First I don’t believe it is a good idea to talk about `pcase-let' in the
docstring of another function, or then you should cite the whole family
(including `pcase-lambda', etc.), except if they’re tightly tied, but
then you should also cite `pcase-dolist' in `pcase-let' docstring, so to
make a followable dual-link.

>  The macro is expanded and optimized under the assumption that those
>  patterns *will* match, so a mismatch may go undetected or may cause
>  any kind of error."

That’s not explicit enough on the result if not doing so: what kind of
error?

>From what I see there:

#+BEGIN_SRC emacs-lisp
(pcase-let ((`(,a ,b ,c) (list 1 2))) (list a b c)) ; => (1 2 nil)

(pcase-let ((`(,a ,b (2 3)) (list 1 2 3))) (list a b))
;; => (wrong-type-argument listp 3)

(pcase-let ((`(,a ,b (2 3)) (list 1 2 (list 4 5)))) (list a b))
;; => (1 2)
#+END_SRC

It seems to be like `pcase-lambda': it binds nil, and doesn’t err
anything, as long as the structures are in the same places and the same
types.

This behavior ought to be documented, or changed.

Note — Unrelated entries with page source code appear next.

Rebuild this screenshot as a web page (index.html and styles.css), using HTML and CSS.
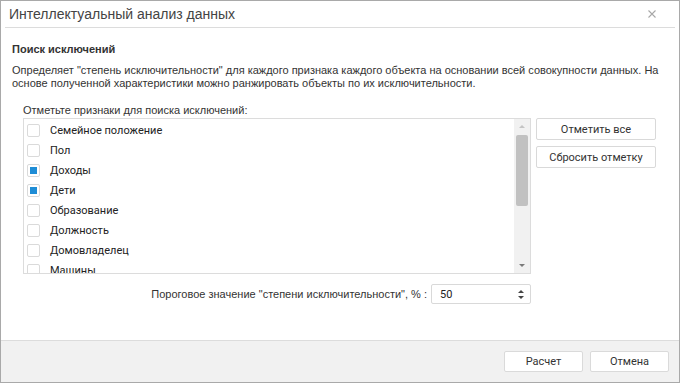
FILE: index.html
```html
<!DOCTYPE html>
<html lang="ru">
<head>
<meta charset="utf-8">
<title>Интеллектуальный анализ данных</title>
<link rel="stylesheet" href="styles.css">
</head>
<body>
<div class="dialog">
  <div class="titlebar">
    <span class="title">Интеллектуальный анализ данных</span>
    <span class="close">
      <svg width="8" height="8" viewBox="0 0 8 8"><path d="M0.5 0.5 L7.5 7.5 M7.5 0.5 L0.5 7.5" stroke="#a8a8a8" stroke-width="1.1" fill="none"/></svg>
    </span>
  </div>
  <div class="content">
    <div class="heading">Поиск исключений</div>
    <p class="desc">Определяет "степень исключительности" для каждого признака каждого объекта на основании всей совокупности данных. На основе полученной характеристики можно ранжировать объекты по их исключительности.</p>
    <div class="label">Отметьте признаки для поиска исключений:</div>
    <div class="listrow">
      <div class="listbox">
        <ul class="items">
          <li><span class="cb"></span>Семейное положение</li>
          <li><span class="cb"></span>Пол</li>
          <li><span class="cb checked"></span>Доходы</li>
          <li><span class="cb checked"></span>Дети</li>
          <li><span class="cb"></span>Образование</li>
          <li><span class="cb"></span>Должность</li>
          <li><span class="cb"></span>Домовладелец</li>
          <li><span class="cb"></span>Машины</li>
        </ul>
        <div class="scrollbar">
          <span class="arrow up"></span>
          <span class="thumb"></span>
          <span class="arrow down"></span>
        </div>
      </div>
      <div class="sidebtns">
        <button class="btn">Отметить все</button>
        <button class="btn">Сбросить отметку</button>
      </div>
    </div>
    <div class="threshold">
      <span class="tlabel">Пороговое значение "степени исключительности", % :</span>
      <div class="spin">
        <span class="val">50</span>
        <span class="spinarrows"><span class="arrow up dark"></span><span class="arrow down dark"></span></span>
      </div>
    </div>
  </div>
  <div class="footer">
    <button class="btn fbtn">Расчет</button>
    <button class="btn fbtn">Отмена</button>
  </div>
</div>
</body>
</html>
```
FILE: styles.css
```css
* { box-sizing: border-box; }
html, body { margin: 0; padding: 0; background: #fff; }
body { font-family: "Liberation Sans", Arial, sans-serif; color: #333; }
.dialog {
  width: 680px; height: 383px;
  border: 1px solid #a9a9a9;
  display: flex; flex-direction: column;
  background: #fff;
}
.titlebar {
  height: 27px;
  margin: 0 4px;
  padding: 0 4px 0 4px;
  border-bottom: 1px solid #dcdcdc;
  display: flex; align-items: center; justify-content: space-between;
}
.title { font-size: 14px; color: #444; }
.close { display: flex; margin-right: 15px; }
.content { flex: 1; padding: 15px 11px 0 11px; }
.heading { font-size: 11px; font-weight: bold; color: #333; line-height: 13px; }
.desc { margin: 8px 0 0 0; font-size: 11px; line-height: 13px; color: #333; }
.label { margin: 14px 0 0 11px; font-size: 11px; line-height: 13px; color: #333; }
.listrow { display: flex; margin: 1px 0 0 11px; gap: 5px; }
.listbox {
  width: 508px; height: 156px;
  border: 1px solid #dcdcdc;
  display: flex; overflow: hidden;
}
.items { list-style: none; margin: 0; padding: 1px 0 0 0; flex: 1; }
.items li {
  height: 20px; display: flex; align-items: center;
  font-family: Roboto, "Liberation Sans", sans-serif; font-size: 11px; color: #222;
  padding-left: 3px;
}
.cb {
  width: 13px; height: 13px; border: 1px solid #dadada; border-radius: 2px;
  margin-right: 10px; display: flex; align-items: center; justify-content: center;
  background: #fff;
}
.cb.checked::after { content: ""; width: 7px; height: 7px; background: #1f8dd6; }
.scrollbar {
  width: 16px; background: #f1f1f1;
  display: flex; flex-direction: column; align-items: center;
}
.arrow { width: 0; height: 0; border-left: 3px solid transparent; border-right: 3px solid transparent; }
.arrow.up { border-bottom: 3px solid #c4c4c4; margin-top: 6px; }
.arrow.down { border-top: 3px solid #7a7a7a; margin-top: auto; margin-bottom: 6px; }
.thumb { width: 12px; height: 71px; background: #c1c1c1; border-radius: 2px; margin-top: 7px; }
.sidebtns { display: flex; flex-direction: column; gap: 6px; }
.btn {
  font-family: Roboto, "Liberation Sans", sans-serif; font-size: 11px; color: #333;
  background: #fff; border: 1px solid #d9d9d9; border-radius: 2px;
  width: 120px; height: 22px; padding: 0; cursor: pointer;
}
.threshold { display: flex; align-items: center; justify-content: flex-end; width: 519px; margin-top: 10px; gap: 4px; }
.tlabel { font-size: 11px; color: #333; }
.spin {
  width: 100px; height: 20px; border: 1px solid #d9d9d9; border-radius: 2px;
  display: flex; align-items: center; justify-content: space-between; padding: 0 6px 0 8px;
  font-family: Roboto, "Liberation Sans", sans-serif; font-size: 11px; color: #222;
}
.spinarrows { display: flex; flex-direction: column; gap: 3px; }
.spinarrows .arrow.up { border-bottom: 3px solid #444; margin: 0; }
.spinarrows .arrow.down { border-top: 3px solid #444; margin: 0; }
.footer {
  height: 42px; background: #f1f1f1; border-top: 1px solid #dcdcdc;
  display: flex; align-items: center; justify-content: flex-end; gap: 7px; padding-right: 10px;
}
.fbtn { width: 79px; height: 21px; border-color: #dadada; }
```
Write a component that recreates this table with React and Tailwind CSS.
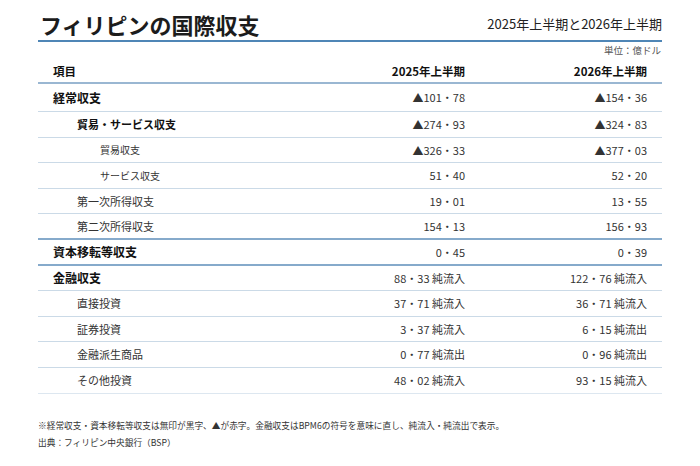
import React from 'react';

const rows = [
  { label: '経常収支', level: 0, bold: true, a: '▲101・78', b: '▲154・36', h: 'h-[28px]' },
  { label: '貿易・サービス収支', level: 1, bold: true, a: '▲274・93', b: '▲324・83' },
  { label: '貿易収支', level: 2, a: '▲326・33', b: '▲377・03' },
  { label: 'サービス収支', level: 2, a: '51・40', b: '52・20' },
  { label: '第一次所得収支', level: 1, a: '19・01', b: '13・55' },
  { label: '第二次所得収支', level: 1, a: '154・13', b: '156・93', thick: true },
  { label: '資本移転等収支', level: 0, bold: true, a: '0・45', b: '0・39', thick: true },
  { label: '金融収支', level: 0, bold: true, a: '88・33 純流入', b: '122・76 純流入' },
  { label: '直接投資', level: 1, a: '37・71 純流入', b: '36・71 純流入' },
  { label: '証券投資', level: 1, a: '3・37 純流入', b: '6・15 純流出' },
  { label: '金融派生商品', level: 1, a: '0・77 純流出', b: '0・96 純流出' },
  { label: 'その他投資', level: 1, a: '48・02 純流入', b: '93・15 純流入', last: true },
];

const labelClass = (r) => {
  if (r.level === 0) return 'pl-0 text-[12px] font-bold text-[#111]';
  if (r.level === 1) return r.bold ? 'pl-[24px] text-[11px] font-bold text-[#111]' : 'pl-[24px] text-[11px] text-[#333]';
  return 'pl-[47px] text-[10px] text-[#333]';
};

const borderClass = (r) => {
  if (r.thick) return 'border-b-2 border-[#86aacb]';
  if (r.last) return 'border-b border-[#dde7f0]';
  return 'border-b border-[#cbdae7]';
};

export default function App() {
  return (
    <div
      className="w-[700px] h-[466px] bg-white px-[38px] text-[#333]"
      style={{ fontFamily: '"Noto Sans CJK JP", "Noto Sans", sans-serif' }}
    >
      {/* title */}
      <div className="h-[42px] pt-[8px] flex items-center justify-between border-b-2 border-[#4f86b6]">
        <div className="leading-[32px] text-[22px] font-bold text-[#1c1c1c] pl-[2px]">フィリピンの国際収支</div>
        <div className="leading-[32px] text-[13px] text-[#222]">2025年上半期と2026年上半期</div>
      </div>

      <div className="h-[16px] leading-[16px] text-right text-[9.5px] text-[#555] pr-[1px]">単位：億ドル</div>

      {/* header */}
      <div className="h-[26px] pt-[4px] grid grid-cols-[1fr_182px_182px] items-center px-[15px] border-b-2 border-[#9ab7d2] text-[11.5px] font-bold text-[#111]">
        <div>項目</div>
        <div className="text-right">2025年上半期</div>
        <div className="text-right">2026年上半期</div>
      </div>

      {/* rows */}
      {rows.map((r) => (
        <div
          key={r.label}
          className={`${r.h || 'h-[25.6px]'} grid grid-cols-[1fr_182px_182px] items-center px-[15px] ${borderClass(r)}`}
        >
          <div className={labelClass(r)}>{r.label}</div>
          <div className="text-right text-[11px] text-[#333]">{r.a}</div>
          <div className="text-right text-[11px] text-[#333]">{r.b}</div>
        </div>
      ))}

      {/* notes */}
      <div className="mt-[23px] text-[8.7px] leading-[17px] text-[#333]">
        <div>※経常収支・資本移転等収支は無印が黒字、▲が赤字。金融収支はBPM6の符号を意味に直し、純流入・純流出で表示。</div>
        <div>出典：フィリピン中央銀行（BSP）</div>
      </div>
    </div>
  );
}
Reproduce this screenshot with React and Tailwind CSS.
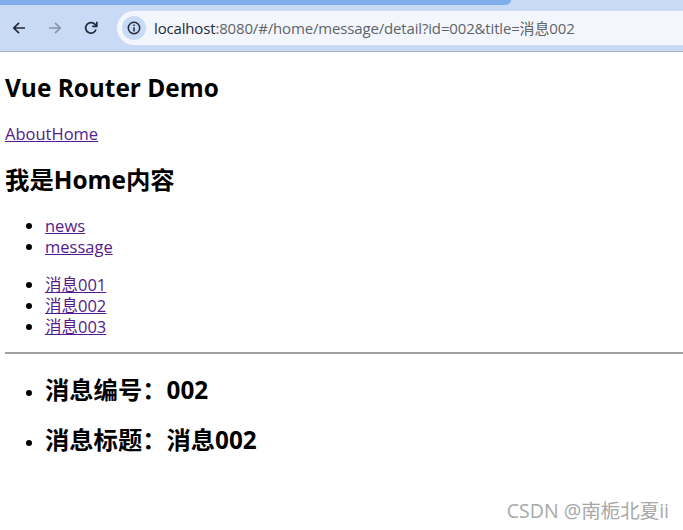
const FONT = "font-['Open_Sans','Noto_Sans_CJK_SC',sans-serif]";

function Back({ color, flip }) {
  return (
    <svg width="16" height="16" viewBox="0 0 16 16" fill="none" stroke={color} strokeWidth="1.7" style={flip ? { transform: "scaleX(-1)" } : undefined}>
      <path d="M14 8H3M8 2.8 2.8 8 8 13.2" />
    </svg>
  );
}

function Reload() {
  return (
    <svg width="16" height="16" viewBox="0 0 16 16" fill="none" stroke="#1f2937" strokeWidth="1.7">
      <path d="M13 9.5A5.3 5.3 0 1 1 11.8 4.2L13.6 6" />
      <path d="M13.8 1.8V6.4H9.2" fill="none" />
    </svg>
  );
}

function Link({ children }) {
  return <a href="#" className="text-[#551a8b] underline">{children}</a>;
}

export default function App() {
  return (
    <div className={`relative h-[530px] w-[683px] overflow-hidden bg-white text-black ${FONT}`}>
      <header className="h-[52px] border-b border-[#a5b1c2] bg-[#c8daf6]">
        <div className="h-[5px] w-[511px] rounded-br-[8px] bg-[#80adeb]" />
        <div className="flex h-[46px] items-center">
          <div className="ml-[11px] flex w-[106px] items-center">
            <span className="w-[36px]"><Back color="#1f2937" /></span>
            <span className="w-[36px]"><Back color="#8a94a6" flip /></span>
            <Reload />
          </div>
          <div className="flex h-[34px] w-[566px] items-center rounded-l-[17px] bg-[#f3f7fd] pl-[5px] text-[15px]">
            <span className="flex h-[24px] w-[24px] items-center justify-center rounded-full bg-[#c8daf6]">
              <svg width="14" height="14" viewBox="0 0 14 14" fill="none" stroke="#1f2937" strokeWidth="1.5">
                <circle cx="7" cy="7" r="5.7" />
                <path d="M7 6.2V10.4M7 3.6V5" />
              </svg>
            </span>
            <span className="ml-[8px] whitespace-nowrap tracking-[-0.16px] text-[#5f6368]">
              <span className="text-[#1f2937]">localhost</span>:8080/#/home/message/detail?id=002&amp;title=消息002
            </span>
          </div>
        </div>
      </header>

      <main className="px-[5px] text-[16.5px] leading-[21px]">
        <h2 className="mt-[21px] text-[24.4px] font-bold leading-[30px]">Vue Router Demo</h2>
        <p className="mt-[20px] leading-[22px]"><Link>About</Link><Link>Home</Link></p>
        <h2 className="mt-[20px] text-[24.4px] font-bold leading-[30px]">我是Home内容</h2>
        <ul className="mt-[20px] list-disc pl-[40px]">
          <li><Link>news</Link></li>
          <li><Link>message</Link></li>
        </ul>
        <ul className="mt-[17px] list-disc pl-[40px]">
          <li><Link>消息001</Link></li>
          <li><Link>消息002</Link></li>
          <li><Link>消息003</Link></li>
        </ul>
        <hr className="-mr-[5px] mt-[15px] border-t-[2px] border-[#a0a0a0]" />
        <ul className="mt-[19px] list-disc pl-[40px]">
          <li><h3 className="text-[24.3px] font-bold leading-[34px]">消息编号：002</h3></li>
          <li className="mt-[16px]"><h3 className="text-[24.3px] font-bold leading-[34px]">消息标题：消息002</h3></li>
        </ul>
      </main>

      <div className="absolute right-[14px] top-[499px] whitespace-nowrap text-[19.5px] leading-[24px] text-[#a8a8a8]">CSDN @南栀北夏ii</div>
    </div>
  );
}
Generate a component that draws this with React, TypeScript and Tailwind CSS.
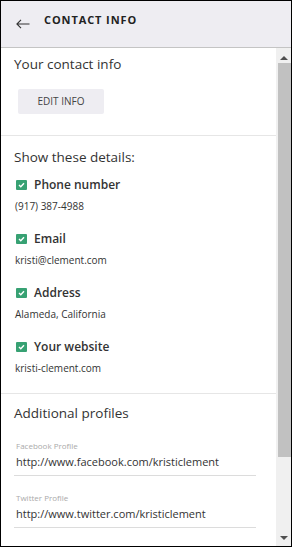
import { ReactNode } from 'react'

const details = [
  { label: 'Phone number', value: '(917) 387-4988' },
  { label: 'Email', value: 'kristi@clement.com' },
  { label: 'Address', value: 'Alameda, California' },
  { label: 'Your website', value: 'kristi-clement.com' },
]

const profiles = [
  { label: 'Facebook Profile', value: 'http://www.facebook.com/kristiclement' },
  { label: 'Twitter Profile', value: 'http://www.twitter.com/kristiclement' },
]

function Checkbox() {
  return (
    <div className="w-[11px] h-[10px] bg-[#37a173] rounded-[1px] flex items-center justify-center">
      <svg width="7" height="6" viewBox="0 0 7 6" fill="none">
        <path d="M1 3l1.8 1.8L6 1.2" stroke="white" strokeWidth="1.4" />
      </svg>
    </div>
  )
}

function Section({ children, className = '' }: { children: ReactNode; className?: string }) {
  return <div className={`px-[13px] border-b border-[#e6e6e6] ${className}`}>{children}</div>
}

export default function App() {
  return (
    <div
      className="w-[292px] h-[547px] border border-black flex flex-col bg-white text-[#333] overflow-hidden"
      style={{ fontFamily: '"Open Sans", sans-serif' }}
    >
      {/* Header */}
      <div className="h-[47px] shrink-0 bg-[#eeedf2] border-b border-[#c4c4c4] flex items-start pl-[15px] pt-[11px]">
        <svg width="14" height="10" viewBox="0 0 14 10" fill="none" className="mt-[7px]">
          <path d="M13.5 5H1M5 0.8L0.9 5L5 9.2" stroke="#333" strokeWidth="1.1" />
        </svg>
        <h1 className="ml-[14px] text-[11px] leading-[15px] font-bold tracking-[0.9px] text-[#222]">
          CONTACT INFO
        </h1>
      </div>

      <div className="flex flex-1 min-h-0">
        {/* Content */}
        <div className="flex-1 overflow-hidden">
          <Section className="pt-[7px] h-[88px]">
            <h2 className="text-[13.5px] leading-[19px]">Your contact info</h2>
            <button className="mt-[15px] ml-[4px] w-[86px] h-[25px] bg-[#eeedf2] rounded-[2px] text-[10px] text-[#444]">
              EDIT INFO
            </button>
          </Section>

          <Section className="pt-[12px] h-[258px]">
            <h2 className="text-[13.5px] leading-[19px]">Show these details:</h2>
            <div className="mt-[10px] flex flex-col">
              {details.map((d) => (
                <div key={d.label} className="h-[54px]">
                  <div className="flex items-center h-[16px] pl-[2px] gap-[7px]">
                    <Checkbox />
                    <span className="text-[12px] font-semibold">{d.label}</span>
                  </div>
                  <div className="mt-[6px] pl-[1px] text-[10px] leading-[14px]">{d.value}</div>
                </div>
              ))}
            </div>
          </Section>

          <div className="px-[13px] pt-[10px]">
            <h2 className="text-[13.5px] leading-[19px]">Additional profiles</h2>
            <div className="mt-[17px] flex flex-col gap-[16px]">
              {profiles.map((p) => (
                <div key={p.label} className="pl-[1px] w-[242px] border-b border-[#dcdcdc]">
                  <div className="pl-[1px] text-[8px] leading-[11px] text-[#aaa]">{p.label}</div>
                  <div className="mt-[3px] pb-[6px] pl-[1px] text-[11px] leading-[15px]">{p.value}</div>
                </div>
              ))}
            </div>
          </div>
        </div>

        {/* Scrollbar */}
        <div className="w-[15px] shrink-0 bg-[#f0f0f0] flex flex-col items-center">
          <div className="h-[14px] flex items-center justify-center pt-[6px]">
            <div className="w-0 h-0 border-l-[4px] border-r-[4px] border-b-[4px] border-l-transparent border-r-transparent border-b-[#505050]" />
          </div>
          <div className="mt-[1px] w-[13px] ml-[2px] h-[394px] bg-[#c1c1c1]" />
          <div className="flex-1" />
          <div className="h-[10px] flex items-start justify-center">
            <div className="w-0 h-0 border-l-[4px] border-r-[4px] border-t-[4px] border-l-transparent border-r-transparent border-t-[#505050]" />
          </div>
        </div>
      </div>
    </div>
  )
}
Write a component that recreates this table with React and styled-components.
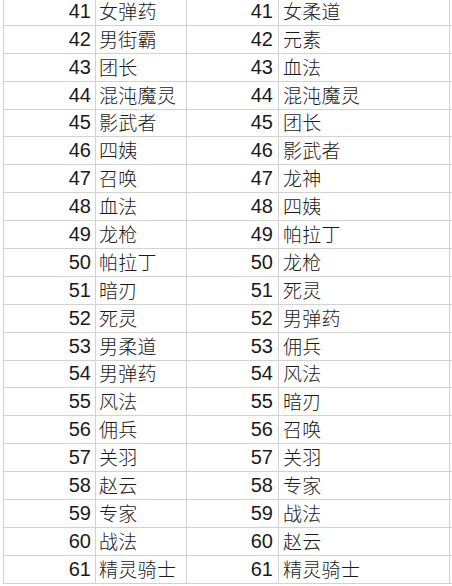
import React from 'react'
import styled, { createGlobalStyle } from 'styled-components'

const GlobalStyle = createGlobalStyle`
  html, body {
    margin: 0;
    padding: 0;
    background: #fff;
    overflow: hidden;
  }
`

// two lists side by side, row numbers 41..61
const left = [
  '女弹药', '男街霸', '团长', '混沌魔灵', '影武者', '四姨', '召唤',
  '血法', '龙枪', '帕拉丁', '暗刃', '死灵', '男柔道', '男弹药',
  '风法', '佣兵', '关羽', '赵云', '专家', '战法', '精灵骑士'
]

const right = [
  '女柔道', '元素', '血法', '混沌魔灵', '团长', '影武者', '龙神',
  '四姨', '帕拉丁', '龙枪', '死灵', '男弹药', '佣兵', '风法',
  '暗刃', '召唤', '关羽', '专家', '战法', '赵云', '精灵骑士'
]

const Sheet = styled.div`
  margin-top: -2px;
  margin-left: 3px;
  border-left: 1px solid #d2d2d2;
  width: 460px;
  font-family: "Liberation Sans", "Noto Sans CJK SC", sans-serif;
  font-size: 20px;
  color: #1a1a1a;
`

const Row = styled.div`
  display: grid;
  grid-template-columns: 92px 91px 92px 171px 20px;
  height: 27.9px;
  border-bottom: 1px solid #d2d2d2;
  box-sizing: border-box;
`

const Cell = styled.div`
  display: flex;
  align-items: flex-end;
  justify-content: ${props => props.num ? 'flex-end' : 'flex-start'};
  padding: 0 ${props => props.pr || 0}px 2px ${props => props.pl || 0}px;
  border-right: 1px solid #d2d2d2;
  box-sizing: border-box;
  white-space: nowrap;
  line-height: 24px;
  overflow: hidden;
`

const Name = styled.span`
  font-family: "Noto Sans CJK SC", sans-serif;
  font-weight: 300;
  font-size: 19px;
  letter-spacing: 0.3px;
`

export default function App () {
  return (
    <>
      <GlobalStyle />
      <Sheet>
        {left.map((name, i) => (
          <Row key={i}>
            <Cell num pr={4}>{41 + i}</Cell>
            <Cell pl={3}><Name>{name}</Name></Cell>
            <Cell num pr={5}>{41 + i}</Cell>
            <Cell pl={4}><Name>{right[i]}</Name></Cell>
            <Cell />
          </Row>
        ))}
      </Sheet>
    </>
  )
}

In my message about `pcase-lambda', I wrote:
> A given subpattern inside PATTERN might not match values (equality) or
> even types, except for each of its subsequences, which *have* to
> exist, have the right type, and be in the right place.

>  \n(fn (PATTERN LIST) BODY...)"
>    (declare (indent 1) (debug ((pcase-PAT form) body)))
>    (if (pcase--trivial-upat-p (car spec))

So `pcase-dolist' doesn’t support `dolist'’s `result'?  I bet it does
(if it doesn’t it’s sad), and like in `pcase-lambda' you again omitted
optional arguments from your docstring: this is confusing, as you might
as well have implemented it so that to remove or override these.